# GIVEN EXERCISE
Repeat every line of the listing below exactly, minus the pictures.

====== GIVEN DATA

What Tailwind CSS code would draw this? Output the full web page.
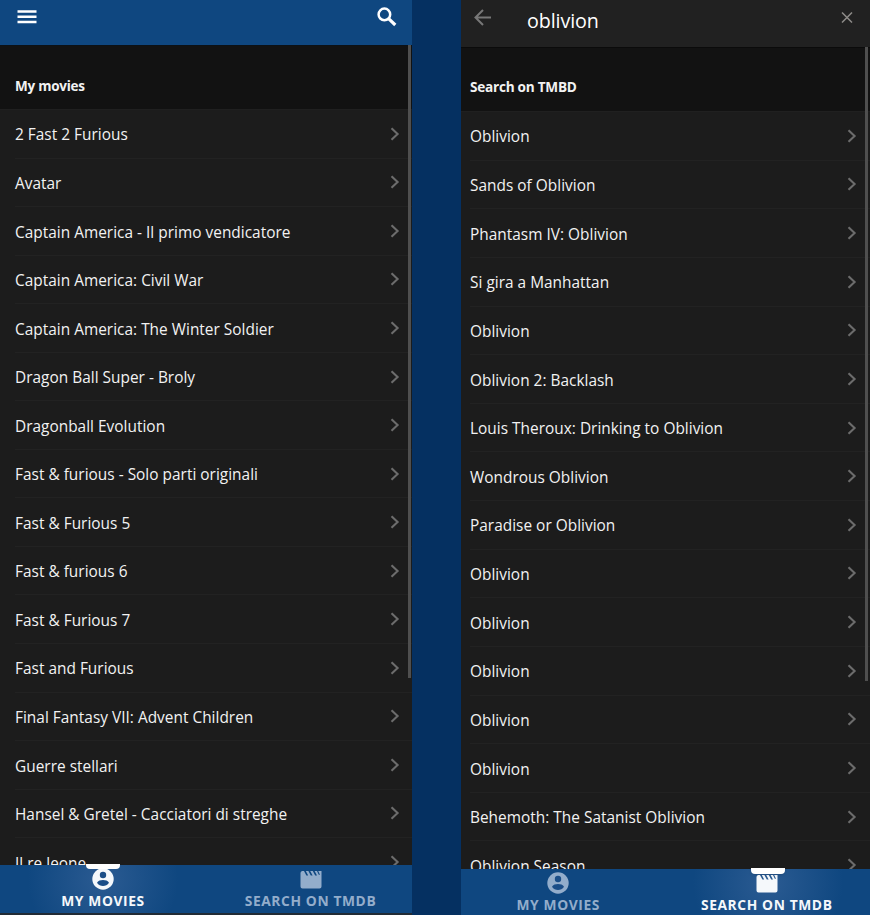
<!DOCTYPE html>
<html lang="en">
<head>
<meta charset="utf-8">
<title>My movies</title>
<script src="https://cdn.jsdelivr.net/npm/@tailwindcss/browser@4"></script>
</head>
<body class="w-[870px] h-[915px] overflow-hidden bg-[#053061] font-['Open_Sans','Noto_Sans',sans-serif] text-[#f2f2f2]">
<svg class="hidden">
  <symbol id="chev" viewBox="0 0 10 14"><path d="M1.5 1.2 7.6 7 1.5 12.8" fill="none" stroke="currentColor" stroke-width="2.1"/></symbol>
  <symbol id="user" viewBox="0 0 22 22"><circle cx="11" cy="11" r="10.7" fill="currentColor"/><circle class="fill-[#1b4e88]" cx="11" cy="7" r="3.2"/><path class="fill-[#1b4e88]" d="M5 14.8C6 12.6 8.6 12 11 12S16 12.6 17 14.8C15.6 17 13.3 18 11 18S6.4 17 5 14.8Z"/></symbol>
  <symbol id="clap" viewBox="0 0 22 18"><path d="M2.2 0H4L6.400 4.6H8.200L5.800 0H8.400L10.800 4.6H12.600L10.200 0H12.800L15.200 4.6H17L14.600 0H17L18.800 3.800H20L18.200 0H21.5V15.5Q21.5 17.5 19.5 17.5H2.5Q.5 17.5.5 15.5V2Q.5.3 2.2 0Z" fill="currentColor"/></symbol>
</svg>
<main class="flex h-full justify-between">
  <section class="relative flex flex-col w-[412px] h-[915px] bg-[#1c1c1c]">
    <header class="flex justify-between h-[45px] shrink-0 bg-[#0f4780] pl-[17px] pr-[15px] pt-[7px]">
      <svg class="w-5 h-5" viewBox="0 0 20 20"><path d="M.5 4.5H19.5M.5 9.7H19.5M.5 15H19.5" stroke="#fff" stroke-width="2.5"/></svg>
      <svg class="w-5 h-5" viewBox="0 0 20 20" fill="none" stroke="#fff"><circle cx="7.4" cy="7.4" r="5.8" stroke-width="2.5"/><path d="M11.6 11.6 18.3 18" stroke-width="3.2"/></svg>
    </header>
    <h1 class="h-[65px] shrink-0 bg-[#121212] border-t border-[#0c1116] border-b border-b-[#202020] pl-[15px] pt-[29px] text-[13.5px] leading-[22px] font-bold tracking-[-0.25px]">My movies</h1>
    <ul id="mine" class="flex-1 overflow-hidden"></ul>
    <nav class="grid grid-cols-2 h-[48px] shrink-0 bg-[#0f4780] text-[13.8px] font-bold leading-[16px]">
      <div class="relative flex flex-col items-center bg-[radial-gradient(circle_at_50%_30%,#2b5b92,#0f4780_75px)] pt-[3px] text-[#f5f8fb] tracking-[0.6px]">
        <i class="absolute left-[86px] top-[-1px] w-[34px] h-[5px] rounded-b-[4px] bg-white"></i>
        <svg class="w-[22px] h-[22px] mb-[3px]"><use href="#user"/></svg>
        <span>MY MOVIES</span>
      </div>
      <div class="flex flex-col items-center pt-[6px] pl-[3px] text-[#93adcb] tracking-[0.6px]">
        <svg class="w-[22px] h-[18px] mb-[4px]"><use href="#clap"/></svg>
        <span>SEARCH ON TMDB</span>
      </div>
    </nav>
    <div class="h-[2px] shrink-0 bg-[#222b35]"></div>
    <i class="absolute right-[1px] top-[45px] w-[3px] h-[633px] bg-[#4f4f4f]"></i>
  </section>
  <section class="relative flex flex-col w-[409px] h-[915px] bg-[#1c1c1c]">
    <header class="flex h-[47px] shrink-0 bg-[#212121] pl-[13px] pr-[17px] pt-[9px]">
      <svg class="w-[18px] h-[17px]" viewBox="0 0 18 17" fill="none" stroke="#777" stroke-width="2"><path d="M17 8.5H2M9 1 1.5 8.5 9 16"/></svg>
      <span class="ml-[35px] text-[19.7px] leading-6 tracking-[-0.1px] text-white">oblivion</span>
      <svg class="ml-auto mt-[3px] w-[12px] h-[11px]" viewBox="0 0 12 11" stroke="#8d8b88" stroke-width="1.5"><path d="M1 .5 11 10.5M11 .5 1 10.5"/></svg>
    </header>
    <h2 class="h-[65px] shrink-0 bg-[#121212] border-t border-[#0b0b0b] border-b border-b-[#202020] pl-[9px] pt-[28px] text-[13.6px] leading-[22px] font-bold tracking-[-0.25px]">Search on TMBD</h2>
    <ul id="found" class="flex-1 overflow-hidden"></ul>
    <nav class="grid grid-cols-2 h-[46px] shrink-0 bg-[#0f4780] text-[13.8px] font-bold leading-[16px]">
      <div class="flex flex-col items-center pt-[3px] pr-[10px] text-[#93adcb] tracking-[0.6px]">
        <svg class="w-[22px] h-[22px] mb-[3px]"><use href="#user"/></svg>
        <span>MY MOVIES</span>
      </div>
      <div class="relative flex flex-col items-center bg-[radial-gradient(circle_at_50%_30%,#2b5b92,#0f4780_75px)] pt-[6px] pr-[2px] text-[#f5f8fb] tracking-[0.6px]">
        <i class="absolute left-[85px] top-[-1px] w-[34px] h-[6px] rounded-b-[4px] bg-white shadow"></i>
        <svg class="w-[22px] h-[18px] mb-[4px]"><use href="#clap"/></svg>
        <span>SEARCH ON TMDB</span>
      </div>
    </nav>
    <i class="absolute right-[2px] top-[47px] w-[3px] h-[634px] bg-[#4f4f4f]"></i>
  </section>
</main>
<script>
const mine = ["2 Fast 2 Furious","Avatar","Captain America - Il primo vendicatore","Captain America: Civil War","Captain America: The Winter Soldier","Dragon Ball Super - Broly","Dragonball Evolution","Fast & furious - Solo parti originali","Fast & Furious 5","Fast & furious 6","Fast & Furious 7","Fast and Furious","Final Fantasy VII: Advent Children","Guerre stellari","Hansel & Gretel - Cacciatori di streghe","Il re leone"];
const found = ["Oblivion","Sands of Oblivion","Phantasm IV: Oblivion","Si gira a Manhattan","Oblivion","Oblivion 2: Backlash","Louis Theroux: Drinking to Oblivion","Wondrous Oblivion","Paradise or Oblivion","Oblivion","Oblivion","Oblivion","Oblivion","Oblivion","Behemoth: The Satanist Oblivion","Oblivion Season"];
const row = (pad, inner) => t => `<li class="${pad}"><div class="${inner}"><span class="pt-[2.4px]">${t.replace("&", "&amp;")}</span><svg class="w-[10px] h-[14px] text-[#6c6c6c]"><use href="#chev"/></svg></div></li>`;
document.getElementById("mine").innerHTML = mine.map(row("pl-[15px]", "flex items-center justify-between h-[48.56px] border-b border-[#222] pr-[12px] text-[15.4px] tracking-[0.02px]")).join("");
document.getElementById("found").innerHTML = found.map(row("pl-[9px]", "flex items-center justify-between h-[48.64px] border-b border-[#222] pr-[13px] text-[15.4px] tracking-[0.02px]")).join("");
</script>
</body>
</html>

============

# EXPECTED OUTPUT
What Tailwind CSS code would draw this? Output the full web page.
<!DOCTYPE html>
<html lang="en">
<head>
<meta charset="utf-8">
<title>My movies</title>
<script src="https://cdn.jsdelivr.net/npm/@tailwindcss/browser@4"></script>
</head>
<body class="w-[870px] h-[915px] overflow-hidden bg-[#053061] font-['Open_Sans','Noto_Sans',sans-serif] text-[#f2f2f2]">
<svg class="hidden">
  <symbol id="chev" viewBox="0 0 10 14"><path d="M1.5 1.2 7.6 7 1.5 12.8" fill="none" stroke="currentColor" stroke-width="2.1"/></symbol>
  <symbol id="user" viewBox="0 0 22 22"><circle cx="11" cy="11" r="10.7" fill="currentColor"/><circle class="fill-[#1b4e88]" cx="11" cy="7" r="3.2"/><path class="fill-[#1b4e88]" d="M5 14.8C6 12.6 8.6 12 11 12S16 12.6 17 14.8C15.6 17 13.3 18 11 18S6.4 17 5 14.8Z"/></symbol>
  <symbol id="clap" viewBox="0 0 22 18"><path d="M2.2 0H4L6.400 4.6H8.200L5.800 0H8.400L10.800 4.6H12.600L10.200 0H12.800L15.200 4.6H17L14.600 0H17L18.800 3.800H20L18.200 0H21.5V15.5Q21.5 17.5 19.5 17.5H2.5Q.5 17.5.5 15.5V2Q.5.3 2.2 0Z" fill="currentColor"/></symbol>
</svg>
<main class="flex h-full justify-between">
  <section class="relative flex flex-col w-[412px] h-[915px] bg-[#1c1c1c]">
    <header class="flex justify-between h-[45px] shrink-0 bg-[#0f4780] pl-[17px] pr-[15px] pt-[7px]">
      <svg class="w-5 h-5" viewBox="0 0 20 20"><path d="M.5 4.5H19.5M.5 9.7H19.5M.5 15H19.5" stroke="#fff" stroke-width="2.5"/></svg>
      <svg class="w-5 h-5" viewBox="0 0 20 20" fill="none" stroke="#fff"><circle cx="7.4" cy="7.4" r="5.8" stroke-width="2.5"/><path d="M11.6 11.6 18.3 18" stroke-width="3.2"/></svg>
    </header>
    <h1 class="h-[65px] shrink-0 bg-[#121212] border-t border-[#0c1116] border-b border-b-[#202020] pl-[15px] pt-[29px] text-[13.5px] leading-[22px] font-bold tracking-[-0.25px]">My movies</h1>
    <ul id="mine" class="flex-1 overflow-hidden"></ul>
    <nav class="grid grid-cols-2 h-[48px] shrink-0 bg-[#0f4780] text-[13.8px] font-bold leading-[16px]">
      <div class="relative flex flex-col items-center bg-[radial-gradient(circle_at_50%_30%,#2b5b92,#0f4780_75px)] pt-[3px] text-[#f5f8fb] tracking-[0.6px]">
        <i class="absolute left-[86px] top-[-1px] w-[34px] h-[5px] rounded-b-[4px] bg-white"></i>
        <svg class="w-[22px] h-[22px] mb-[3px]"><use href="#user"/></svg>
        <span>MY MOVIES</span>
      </div>
      <div class="flex flex-col items-center pt-[6px] pl-[3px] text-[#93adcb] tracking-[0.6px]">
        <svg class="w-[22px] h-[18px] mb-[4px]"><use href="#clap"/></svg>
        <span>SEARCH ON TMDB</span>
      </div>
    </nav>
    <div class="h-[2px] shrink-0 bg-[#222b35]"></div>
    <i class="absolute right-[1px] top-[45px] w-[3px] h-[633px] bg-[#4f4f4f]"></i>
  </section>
  <section class="relative flex flex-col w-[409px] h-[915px] bg-[#1c1c1c]">
    <header class="flex h-[47px] shrink-0 bg-[#212121] pl-[13px] pr-[17px] pt-[9px]">
      <svg class="w-[18px] h-[17px]" viewBox="0 0 18 17" fill="none" stroke="#777" stroke-width="2"><path d="M17 8.5H2M9 1 1.5 8.5 9 16"/></svg>
      <span class="ml-[35px] text-[19.7px] leading-6 tracking-[-0.1px] text-white">oblivion</span>
      <svg class="ml-auto mt-[3px] w-[12px] h-[11px]" viewBox="0 0 12 11" stroke="#8d8b88" stroke-width="1.5"><path d="M1 .5 11 10.5M11 .5 1 10.5"/></svg>
    </header>
    <h2 class="h-[65px] shrink-0 bg-[#121212] border-t border-[#0b0b0b] border-b border-b-[#202020] pl-[9px] pt-[28px] text-[13.6px] leading-[22px] font-bold tracking-[-0.25px]">Search on TMBD</h2>
    <ul id="found" class="flex-1 overflow-hidden"></ul>
    <nav class="grid grid-cols-2 h-[46px] shrink-0 bg-[#0f4780] text-[13.8px] font-bold leading-[16px]">
      <div class="flex flex-col items-center pt-[3px] pr-[10px] text-[#93adcb] tracking-[0.6px]">
        <svg class="w-[22px] h-[22px] mb-[3px]"><use href="#user"/></svg>
        <span>MY MOVIES</span>
      </div>
      <div class="relative flex flex-col items-center bg-[radial-gradient(circle_at_50%_30%,#2b5b92,#0f4780_75px)] pt-[6px] pr-[2px] text-[#f5f8fb] tracking-[0.6px]">
        <i class="absolute left-[85px] top-[-1px] w-[34px] h-[6px] rounded-b-[4px] bg-white shadow"></i>
        <svg class="w-[22px] h-[18px] mb-[4px]"><use href="#clap"/></svg>
        <span>SEARCH ON TMDB</span>
      </div>
    </nav>
    <i class="absolute right-[2px] top-[47px] w-[3px] h-[634px] bg-[#4f4f4f]"></i>
  </section>
</main>
<script>
const mine = ["2 Fast 2 Furious","Avatar","Captain America - Il primo vendicatore","Captain America: Civil War","Captain America: The Winter Soldier","Dragon Ball Super - Broly","Dragonball Evolution","Fast & furious - Solo parti originali","Fast & Furious 5","Fast & furious 6","Fast & Furious 7","Fast and Furious","Final Fantasy VII: Advent Children","Guerre stellari","Hansel & Gretel - Cacciatori di streghe","Il re leone"];
const found = ["Oblivion","Sands of Oblivion","Phantasm IV: Oblivion","Si gira a Manhattan","Oblivion","Oblivion 2: Backlash","Louis Theroux: Drinking to Oblivion","Wondrous Oblivion","Paradise or Oblivion","Oblivion","Oblivion","Oblivion","Oblivion","Oblivion","Behemoth: The Satanist Oblivion","Oblivion Season"];
const row = (pad, inner) => t => `<li class="${pad}"><div class="${inner}"><span class="pt-[2.4px]">${t.replace("&", "&amp;")}</span><svg class="w-[10px] h-[14px] text-[#6c6c6c]"><use href="#chev"/></svg></div></li>`;
document.getElementById("mine").innerHTML = mine.map(row("pl-[15px]", "flex items-center justify-between h-[48.56px] border-b border-[#222] pr-[12px] text-[15.4px] tracking-[0.02px]")).join("");
document.getElementById("found").innerHTML = found.map(row("pl-[9px]", "flex items-center justify-between h-[48.64px] border-b border-[#222] pr-[13px] text-[15.4px] tracking-[0.02px]")).join("");
</script>
</body>
</html>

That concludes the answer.